▸ **Work to complete**
For each line below that contains the string "styles", copy that line.
☆ ☆ ☆
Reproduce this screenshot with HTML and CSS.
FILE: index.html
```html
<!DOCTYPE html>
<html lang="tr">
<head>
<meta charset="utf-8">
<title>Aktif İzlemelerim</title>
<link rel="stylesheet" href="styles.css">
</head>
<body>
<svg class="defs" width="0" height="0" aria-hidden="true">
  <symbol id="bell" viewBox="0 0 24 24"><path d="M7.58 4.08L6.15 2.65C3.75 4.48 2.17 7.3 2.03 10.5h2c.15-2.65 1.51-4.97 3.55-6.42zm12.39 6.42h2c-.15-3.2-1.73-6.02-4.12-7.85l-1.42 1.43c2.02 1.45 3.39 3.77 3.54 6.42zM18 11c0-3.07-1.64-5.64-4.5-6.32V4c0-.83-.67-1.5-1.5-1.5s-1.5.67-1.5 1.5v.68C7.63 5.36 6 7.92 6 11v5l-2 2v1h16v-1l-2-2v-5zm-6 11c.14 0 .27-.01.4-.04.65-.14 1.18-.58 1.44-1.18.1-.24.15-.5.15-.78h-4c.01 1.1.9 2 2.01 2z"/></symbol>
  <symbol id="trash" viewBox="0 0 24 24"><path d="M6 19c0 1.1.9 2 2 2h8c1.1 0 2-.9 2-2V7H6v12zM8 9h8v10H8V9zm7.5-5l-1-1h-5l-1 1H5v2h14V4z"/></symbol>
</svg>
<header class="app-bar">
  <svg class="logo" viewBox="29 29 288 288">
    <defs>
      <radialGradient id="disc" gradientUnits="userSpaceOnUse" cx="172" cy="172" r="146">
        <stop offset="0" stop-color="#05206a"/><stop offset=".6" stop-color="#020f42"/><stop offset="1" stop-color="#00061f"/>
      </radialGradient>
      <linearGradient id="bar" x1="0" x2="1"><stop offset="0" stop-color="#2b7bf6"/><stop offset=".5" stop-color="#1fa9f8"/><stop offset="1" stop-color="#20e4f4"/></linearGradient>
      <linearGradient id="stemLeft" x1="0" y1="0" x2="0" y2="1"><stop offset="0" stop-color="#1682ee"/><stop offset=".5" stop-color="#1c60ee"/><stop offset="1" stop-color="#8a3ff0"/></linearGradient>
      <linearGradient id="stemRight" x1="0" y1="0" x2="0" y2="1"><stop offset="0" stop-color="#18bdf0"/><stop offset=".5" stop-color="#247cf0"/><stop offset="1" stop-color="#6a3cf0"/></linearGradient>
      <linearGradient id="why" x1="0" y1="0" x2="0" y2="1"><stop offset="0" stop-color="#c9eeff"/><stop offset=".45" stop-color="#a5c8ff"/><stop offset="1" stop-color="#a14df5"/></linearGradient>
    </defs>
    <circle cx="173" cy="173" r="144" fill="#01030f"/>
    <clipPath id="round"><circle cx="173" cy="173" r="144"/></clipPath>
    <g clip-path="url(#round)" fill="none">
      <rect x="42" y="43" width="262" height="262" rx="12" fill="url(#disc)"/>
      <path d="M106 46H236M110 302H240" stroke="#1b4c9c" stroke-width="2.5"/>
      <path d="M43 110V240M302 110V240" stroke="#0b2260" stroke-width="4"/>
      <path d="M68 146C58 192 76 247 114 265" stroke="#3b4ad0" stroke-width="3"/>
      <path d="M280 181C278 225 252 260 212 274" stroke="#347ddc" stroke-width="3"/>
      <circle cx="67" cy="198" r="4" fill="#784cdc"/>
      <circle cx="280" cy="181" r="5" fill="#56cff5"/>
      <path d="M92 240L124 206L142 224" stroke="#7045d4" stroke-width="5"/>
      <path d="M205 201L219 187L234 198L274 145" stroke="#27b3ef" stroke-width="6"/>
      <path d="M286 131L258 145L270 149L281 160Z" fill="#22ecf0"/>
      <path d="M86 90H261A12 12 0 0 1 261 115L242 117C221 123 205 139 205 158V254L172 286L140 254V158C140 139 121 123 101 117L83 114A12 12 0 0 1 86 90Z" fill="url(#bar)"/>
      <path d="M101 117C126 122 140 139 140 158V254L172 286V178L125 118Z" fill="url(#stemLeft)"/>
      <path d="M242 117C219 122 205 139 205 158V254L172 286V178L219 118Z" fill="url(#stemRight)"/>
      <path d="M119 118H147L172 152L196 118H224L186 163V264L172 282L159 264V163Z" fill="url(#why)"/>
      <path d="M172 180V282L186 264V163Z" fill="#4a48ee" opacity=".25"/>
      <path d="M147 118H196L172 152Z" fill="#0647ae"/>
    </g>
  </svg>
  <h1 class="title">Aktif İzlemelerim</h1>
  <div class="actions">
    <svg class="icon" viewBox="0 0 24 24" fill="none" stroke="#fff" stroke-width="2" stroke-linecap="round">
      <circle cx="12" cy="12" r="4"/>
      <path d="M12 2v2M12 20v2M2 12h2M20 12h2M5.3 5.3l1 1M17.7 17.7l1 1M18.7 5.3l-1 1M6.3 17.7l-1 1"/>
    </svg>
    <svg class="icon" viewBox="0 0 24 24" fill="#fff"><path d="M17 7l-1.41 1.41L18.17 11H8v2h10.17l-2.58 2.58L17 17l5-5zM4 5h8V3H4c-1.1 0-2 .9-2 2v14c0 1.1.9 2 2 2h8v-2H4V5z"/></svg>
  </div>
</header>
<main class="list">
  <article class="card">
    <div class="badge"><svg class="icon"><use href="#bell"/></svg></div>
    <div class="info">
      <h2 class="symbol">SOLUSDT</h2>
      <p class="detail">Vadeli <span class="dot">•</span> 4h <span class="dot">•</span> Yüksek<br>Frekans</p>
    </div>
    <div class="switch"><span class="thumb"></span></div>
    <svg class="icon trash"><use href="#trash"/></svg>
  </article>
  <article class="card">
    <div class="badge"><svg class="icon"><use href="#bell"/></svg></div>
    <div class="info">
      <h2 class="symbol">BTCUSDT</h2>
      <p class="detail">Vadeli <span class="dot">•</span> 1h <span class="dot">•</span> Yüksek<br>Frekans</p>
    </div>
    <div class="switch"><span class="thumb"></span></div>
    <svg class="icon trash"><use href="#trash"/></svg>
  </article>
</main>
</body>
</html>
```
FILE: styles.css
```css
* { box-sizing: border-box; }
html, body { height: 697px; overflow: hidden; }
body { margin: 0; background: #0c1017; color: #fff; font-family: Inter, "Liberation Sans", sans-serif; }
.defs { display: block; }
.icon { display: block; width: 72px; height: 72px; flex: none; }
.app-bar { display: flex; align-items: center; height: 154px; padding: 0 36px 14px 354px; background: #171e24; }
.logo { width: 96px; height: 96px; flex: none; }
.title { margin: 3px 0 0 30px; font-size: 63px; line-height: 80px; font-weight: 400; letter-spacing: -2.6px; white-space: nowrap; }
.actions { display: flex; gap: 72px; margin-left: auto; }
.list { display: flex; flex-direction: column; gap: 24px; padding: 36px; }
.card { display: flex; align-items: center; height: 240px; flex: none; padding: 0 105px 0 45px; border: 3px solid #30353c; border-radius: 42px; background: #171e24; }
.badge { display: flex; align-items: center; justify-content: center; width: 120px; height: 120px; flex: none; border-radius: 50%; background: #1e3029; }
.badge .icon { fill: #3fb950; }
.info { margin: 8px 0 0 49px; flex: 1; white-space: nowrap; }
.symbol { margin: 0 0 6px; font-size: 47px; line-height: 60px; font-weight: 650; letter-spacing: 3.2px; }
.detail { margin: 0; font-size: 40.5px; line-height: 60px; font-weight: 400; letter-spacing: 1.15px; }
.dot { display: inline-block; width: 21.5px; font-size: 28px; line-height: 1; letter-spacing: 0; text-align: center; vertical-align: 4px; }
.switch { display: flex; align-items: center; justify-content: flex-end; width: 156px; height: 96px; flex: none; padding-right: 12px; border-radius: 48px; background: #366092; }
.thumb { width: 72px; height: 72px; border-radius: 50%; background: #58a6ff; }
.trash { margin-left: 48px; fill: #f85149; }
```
☆ ☆ ☆
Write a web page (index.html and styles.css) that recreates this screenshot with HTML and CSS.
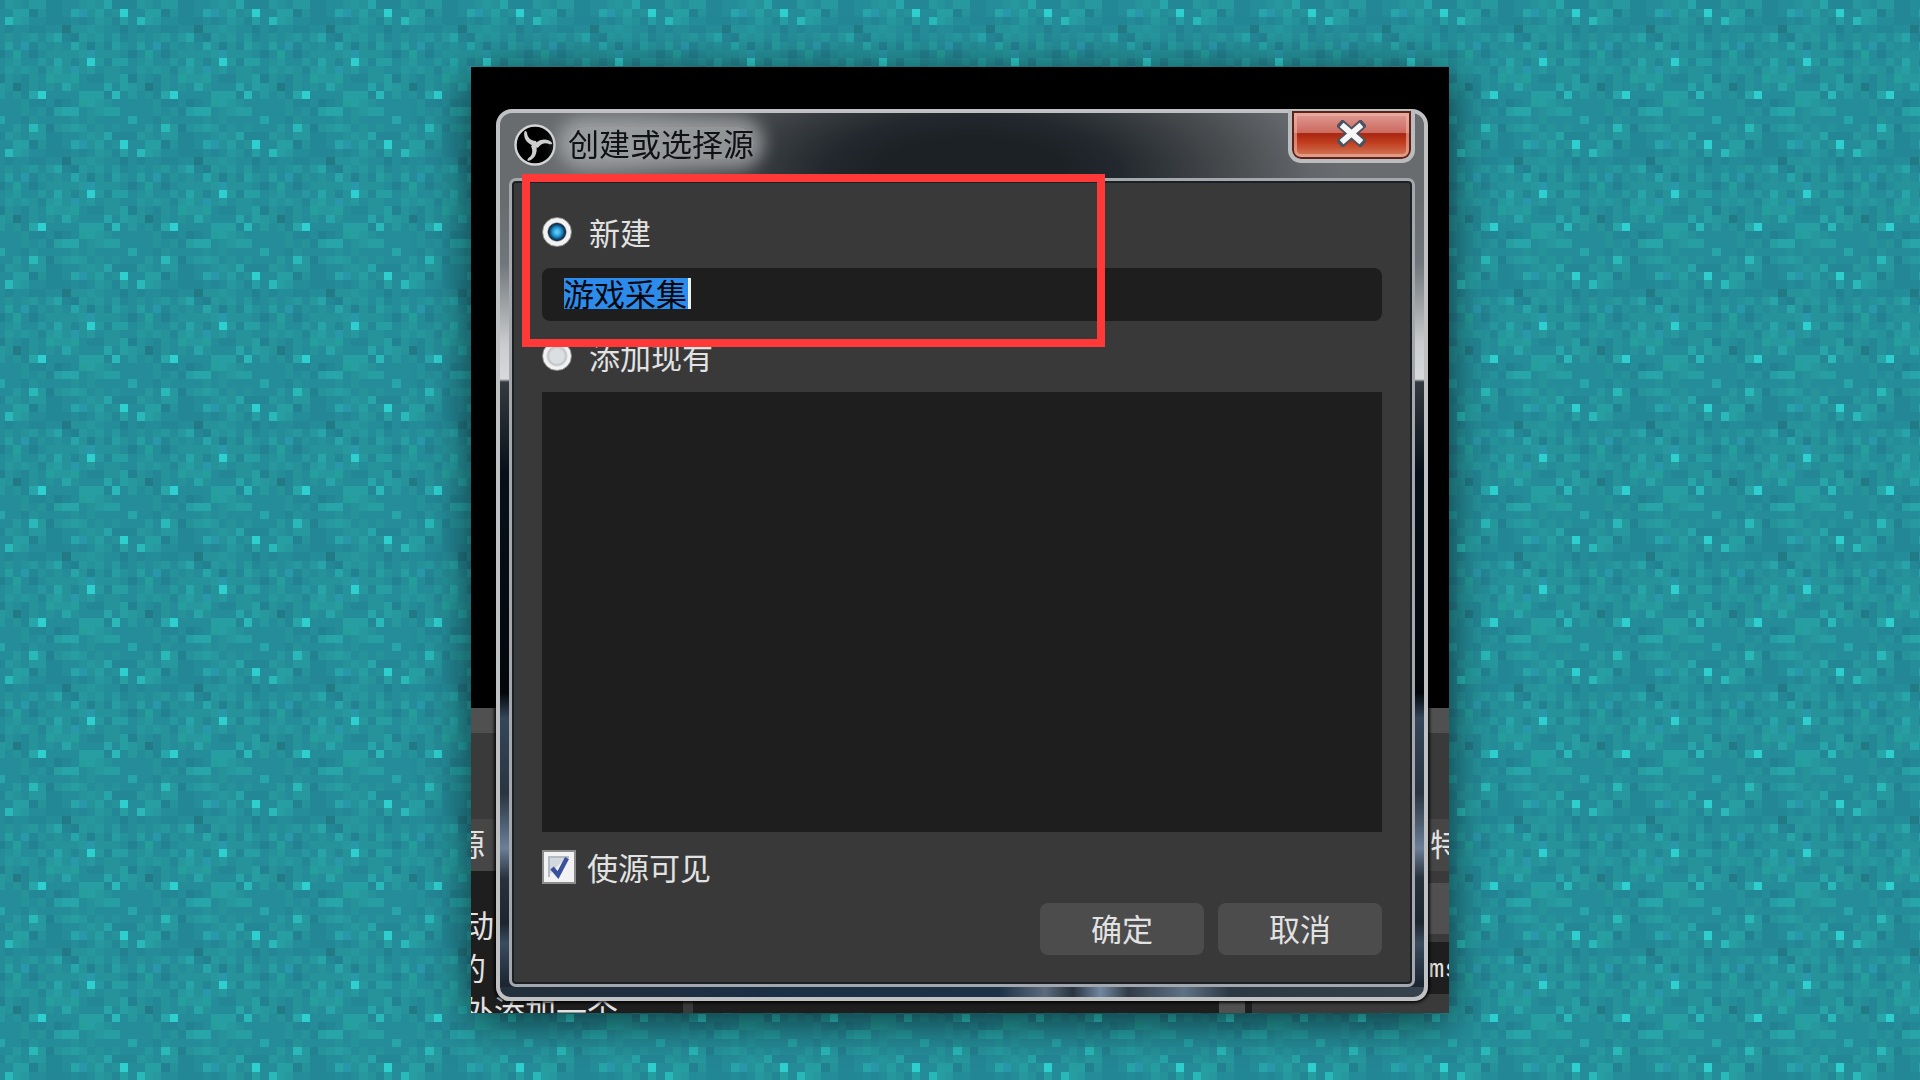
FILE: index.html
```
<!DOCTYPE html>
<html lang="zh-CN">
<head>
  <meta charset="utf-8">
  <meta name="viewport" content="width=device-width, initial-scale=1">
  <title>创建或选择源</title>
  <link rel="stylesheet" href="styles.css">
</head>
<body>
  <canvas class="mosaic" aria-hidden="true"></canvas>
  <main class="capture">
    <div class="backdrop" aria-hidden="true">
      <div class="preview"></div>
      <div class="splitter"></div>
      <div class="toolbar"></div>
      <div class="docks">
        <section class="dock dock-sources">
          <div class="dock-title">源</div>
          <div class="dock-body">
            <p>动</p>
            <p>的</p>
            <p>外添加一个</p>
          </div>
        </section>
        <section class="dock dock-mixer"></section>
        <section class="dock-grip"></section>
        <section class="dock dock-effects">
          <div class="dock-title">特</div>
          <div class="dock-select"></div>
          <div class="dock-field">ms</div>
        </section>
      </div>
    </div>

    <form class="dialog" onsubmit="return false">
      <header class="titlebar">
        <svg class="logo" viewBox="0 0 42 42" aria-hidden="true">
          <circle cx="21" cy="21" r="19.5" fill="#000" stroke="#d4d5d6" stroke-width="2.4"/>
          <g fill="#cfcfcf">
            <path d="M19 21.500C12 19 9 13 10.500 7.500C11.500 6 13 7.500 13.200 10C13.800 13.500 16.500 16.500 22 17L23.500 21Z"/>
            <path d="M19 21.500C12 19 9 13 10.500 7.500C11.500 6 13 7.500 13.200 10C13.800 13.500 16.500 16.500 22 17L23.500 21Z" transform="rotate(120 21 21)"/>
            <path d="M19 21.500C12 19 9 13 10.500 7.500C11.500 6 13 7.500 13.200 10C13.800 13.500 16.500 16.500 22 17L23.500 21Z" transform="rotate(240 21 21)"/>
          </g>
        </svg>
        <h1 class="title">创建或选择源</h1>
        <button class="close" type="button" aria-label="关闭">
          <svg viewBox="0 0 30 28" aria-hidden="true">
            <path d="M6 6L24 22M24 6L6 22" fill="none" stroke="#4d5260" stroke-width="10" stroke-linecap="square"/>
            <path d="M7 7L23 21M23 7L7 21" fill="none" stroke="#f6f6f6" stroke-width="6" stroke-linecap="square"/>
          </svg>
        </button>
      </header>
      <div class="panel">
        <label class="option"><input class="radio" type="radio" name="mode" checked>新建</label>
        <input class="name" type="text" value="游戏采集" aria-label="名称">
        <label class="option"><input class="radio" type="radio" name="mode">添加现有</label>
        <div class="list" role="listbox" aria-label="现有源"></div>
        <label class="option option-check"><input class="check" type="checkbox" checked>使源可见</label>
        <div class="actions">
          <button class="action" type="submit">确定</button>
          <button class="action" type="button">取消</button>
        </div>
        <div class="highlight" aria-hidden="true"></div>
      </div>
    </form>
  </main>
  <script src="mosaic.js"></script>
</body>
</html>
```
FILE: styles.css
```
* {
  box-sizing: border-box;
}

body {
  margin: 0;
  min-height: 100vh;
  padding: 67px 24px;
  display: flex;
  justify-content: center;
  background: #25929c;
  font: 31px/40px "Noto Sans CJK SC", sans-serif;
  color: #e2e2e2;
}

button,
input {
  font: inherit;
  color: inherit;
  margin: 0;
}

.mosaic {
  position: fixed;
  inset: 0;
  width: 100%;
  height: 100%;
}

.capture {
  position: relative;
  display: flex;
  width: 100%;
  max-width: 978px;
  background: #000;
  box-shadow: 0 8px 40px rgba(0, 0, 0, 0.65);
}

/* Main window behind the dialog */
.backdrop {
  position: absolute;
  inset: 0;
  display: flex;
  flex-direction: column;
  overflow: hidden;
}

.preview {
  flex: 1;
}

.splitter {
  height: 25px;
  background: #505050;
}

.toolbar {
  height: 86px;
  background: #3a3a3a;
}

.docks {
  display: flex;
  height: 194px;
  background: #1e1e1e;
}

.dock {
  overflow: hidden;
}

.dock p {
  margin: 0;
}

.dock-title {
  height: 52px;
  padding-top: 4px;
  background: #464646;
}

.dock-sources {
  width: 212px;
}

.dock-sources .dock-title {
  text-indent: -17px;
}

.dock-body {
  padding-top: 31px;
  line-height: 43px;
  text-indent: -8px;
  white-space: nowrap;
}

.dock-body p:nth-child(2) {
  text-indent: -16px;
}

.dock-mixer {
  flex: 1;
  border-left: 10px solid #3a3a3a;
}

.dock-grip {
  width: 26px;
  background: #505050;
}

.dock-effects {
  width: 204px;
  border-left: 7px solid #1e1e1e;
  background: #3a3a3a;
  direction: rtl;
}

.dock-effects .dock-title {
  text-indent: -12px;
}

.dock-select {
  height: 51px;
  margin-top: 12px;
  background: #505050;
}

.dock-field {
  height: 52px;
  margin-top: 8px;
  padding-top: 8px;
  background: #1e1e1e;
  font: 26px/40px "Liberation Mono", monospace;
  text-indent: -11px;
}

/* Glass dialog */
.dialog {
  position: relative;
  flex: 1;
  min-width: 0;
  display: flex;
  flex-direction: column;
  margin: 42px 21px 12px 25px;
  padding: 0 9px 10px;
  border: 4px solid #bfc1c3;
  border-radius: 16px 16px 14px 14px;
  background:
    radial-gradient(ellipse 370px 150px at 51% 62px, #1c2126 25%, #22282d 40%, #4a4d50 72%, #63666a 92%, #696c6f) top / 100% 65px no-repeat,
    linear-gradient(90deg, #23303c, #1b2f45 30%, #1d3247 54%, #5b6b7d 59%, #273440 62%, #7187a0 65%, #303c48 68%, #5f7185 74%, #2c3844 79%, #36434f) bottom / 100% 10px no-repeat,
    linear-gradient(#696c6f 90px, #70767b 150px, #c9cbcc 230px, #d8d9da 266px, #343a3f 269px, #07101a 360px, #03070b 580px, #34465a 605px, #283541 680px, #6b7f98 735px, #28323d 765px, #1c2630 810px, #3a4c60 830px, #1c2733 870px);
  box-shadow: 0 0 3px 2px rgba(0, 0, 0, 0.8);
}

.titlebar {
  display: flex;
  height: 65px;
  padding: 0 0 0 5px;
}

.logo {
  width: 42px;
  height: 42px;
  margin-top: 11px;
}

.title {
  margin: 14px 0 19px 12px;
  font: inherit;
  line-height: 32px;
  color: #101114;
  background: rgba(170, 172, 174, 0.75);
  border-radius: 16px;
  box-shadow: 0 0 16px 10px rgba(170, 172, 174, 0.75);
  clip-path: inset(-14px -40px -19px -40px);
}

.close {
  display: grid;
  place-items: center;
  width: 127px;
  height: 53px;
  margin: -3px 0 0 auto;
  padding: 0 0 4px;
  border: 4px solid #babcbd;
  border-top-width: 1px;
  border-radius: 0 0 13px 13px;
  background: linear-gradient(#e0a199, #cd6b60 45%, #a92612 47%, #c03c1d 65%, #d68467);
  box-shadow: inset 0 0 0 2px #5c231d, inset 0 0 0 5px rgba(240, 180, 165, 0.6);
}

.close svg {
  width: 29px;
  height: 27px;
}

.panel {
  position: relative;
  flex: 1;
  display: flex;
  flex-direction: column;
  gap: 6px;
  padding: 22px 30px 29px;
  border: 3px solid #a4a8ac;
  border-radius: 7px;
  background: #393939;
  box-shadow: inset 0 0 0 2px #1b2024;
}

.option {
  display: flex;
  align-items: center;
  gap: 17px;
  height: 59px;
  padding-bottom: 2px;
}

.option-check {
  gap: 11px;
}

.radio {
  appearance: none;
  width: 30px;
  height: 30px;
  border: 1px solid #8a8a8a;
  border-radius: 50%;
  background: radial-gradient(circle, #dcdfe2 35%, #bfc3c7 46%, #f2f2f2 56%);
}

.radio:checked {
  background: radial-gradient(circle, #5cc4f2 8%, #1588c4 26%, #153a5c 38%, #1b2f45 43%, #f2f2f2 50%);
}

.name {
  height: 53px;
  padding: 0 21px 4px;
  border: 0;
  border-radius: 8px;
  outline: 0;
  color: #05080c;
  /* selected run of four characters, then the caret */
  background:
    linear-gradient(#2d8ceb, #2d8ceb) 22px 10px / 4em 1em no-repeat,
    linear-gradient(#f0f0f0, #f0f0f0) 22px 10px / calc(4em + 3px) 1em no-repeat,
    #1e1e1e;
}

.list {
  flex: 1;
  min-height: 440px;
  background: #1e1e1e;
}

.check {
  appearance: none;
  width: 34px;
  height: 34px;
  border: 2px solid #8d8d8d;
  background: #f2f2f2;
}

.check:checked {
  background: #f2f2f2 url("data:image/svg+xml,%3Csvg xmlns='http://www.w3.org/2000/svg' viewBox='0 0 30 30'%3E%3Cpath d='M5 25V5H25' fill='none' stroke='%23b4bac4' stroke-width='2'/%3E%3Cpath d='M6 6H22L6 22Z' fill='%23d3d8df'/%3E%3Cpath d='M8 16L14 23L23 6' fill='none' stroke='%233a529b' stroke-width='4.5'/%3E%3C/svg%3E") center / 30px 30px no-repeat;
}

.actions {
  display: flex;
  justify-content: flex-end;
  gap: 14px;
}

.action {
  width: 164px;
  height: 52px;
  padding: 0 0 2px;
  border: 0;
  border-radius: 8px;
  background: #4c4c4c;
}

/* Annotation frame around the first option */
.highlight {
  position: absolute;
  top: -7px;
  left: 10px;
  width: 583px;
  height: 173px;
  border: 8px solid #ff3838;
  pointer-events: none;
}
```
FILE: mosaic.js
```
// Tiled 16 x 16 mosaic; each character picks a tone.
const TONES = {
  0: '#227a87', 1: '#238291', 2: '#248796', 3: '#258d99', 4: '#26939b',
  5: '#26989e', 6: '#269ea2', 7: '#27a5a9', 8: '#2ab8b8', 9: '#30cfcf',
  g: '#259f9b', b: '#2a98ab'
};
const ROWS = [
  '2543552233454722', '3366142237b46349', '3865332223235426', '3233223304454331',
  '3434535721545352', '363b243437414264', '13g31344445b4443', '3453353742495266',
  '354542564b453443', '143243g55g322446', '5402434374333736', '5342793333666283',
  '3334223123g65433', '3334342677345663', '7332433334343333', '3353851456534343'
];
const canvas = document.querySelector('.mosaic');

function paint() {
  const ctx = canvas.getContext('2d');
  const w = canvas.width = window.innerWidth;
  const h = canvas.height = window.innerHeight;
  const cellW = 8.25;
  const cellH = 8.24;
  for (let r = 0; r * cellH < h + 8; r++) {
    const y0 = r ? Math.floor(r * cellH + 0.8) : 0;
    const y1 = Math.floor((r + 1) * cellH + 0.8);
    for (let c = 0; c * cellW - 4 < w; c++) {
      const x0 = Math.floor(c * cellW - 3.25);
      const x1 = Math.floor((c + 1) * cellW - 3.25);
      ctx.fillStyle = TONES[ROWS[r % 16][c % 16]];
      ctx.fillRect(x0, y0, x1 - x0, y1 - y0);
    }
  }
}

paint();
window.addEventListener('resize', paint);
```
☆ ☆ ☆
▸ **Result**
<link rel="stylesheet" href="styles.css">
FILE: styles.css
Write a web page (index.html and styles.css) that recreates this screenshot with HTML and CSS.
  <link rel="stylesheet" href="styles.css">
FILE: styles.css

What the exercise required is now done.